By classifying IT decisions into 5 types, and then classifying the way decisions are made into several catchy "pop-psych" groups (such as IT Monarchy, Business Monarchy, Duopoly, and Federal) the authors have formulated a very succinct framework. This framework could act as a touchstone for those companies whose current governance is ineffective or unclear.
Companies who are struggling with IT, and those of us who advise them, really need to read this book and consider the research conducted. Whether or not you are as enamoured of the framework as I, you should certainly be aware of it because it will be very important in future work.

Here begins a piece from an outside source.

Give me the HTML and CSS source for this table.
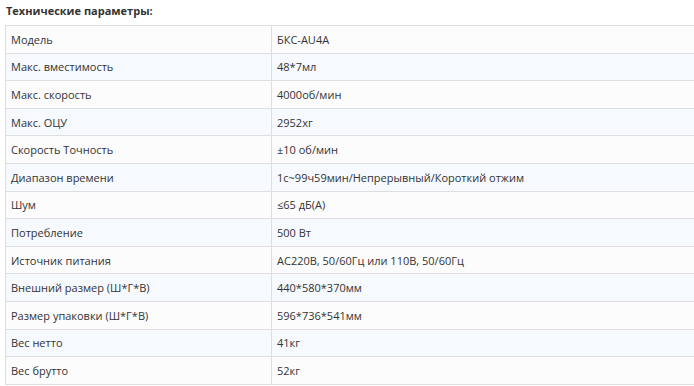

An excellent discussion about who should manage what in IT
This is an excellent book on the topic of IT governance. There are no answers to be found, only a compass to finding the answers that are right for your company. It goes to the heart of the painful question of what part of the corporate IT function should be handed to the corporate geeks and to the bean counters in accounting. The book expands on an article in Harvard Business Review by the same authors. The book is well written, although overly droning and long in some parts. Overall, it is one of the most original and understandable discussions of the topic. Highly recommended if your interest is in controlling IT expenditures without losing sight of the strategic opportunities that it offers. Buy--don't borrow--a copy. You'll want to dogear some pages that alone justify the thirty dollar price tag.
Fills in blanks left by CObIT
This book is not consistently aligned to CObIT (Control Objectives for IT), which is an IT governance standard set forth by the IT Governance Institute (paste the ASIN, B0001F8V14, into the search all products box on this page). However, it does provide a realistic approach to governance that reflects successful practices developed and employed by 250 companies surveyed by the authors. The key differences between CObIT and the approach in this book is the stakeholder model presented versus the control model CObIT incorporates. More importantly, the authors approach more effectively aligns IT to business goals and objectives, with IT in a supporting role more than as the primary decision maker.
Among the points the authors make is that IT is a strategic asset, and effective governance links IT to strategy and performance. I fully agree with this approach, and especially like the recommendations the authors make for implementing and managing IT governance, as well as the resources in the appendix which show which companies were surveyed.
If you are following CObIT you may have issues with this book; however, if you read through it with an objective mind you will find that the approach will work effectively, and does come closer to IT-business alignment than the CObIT approach.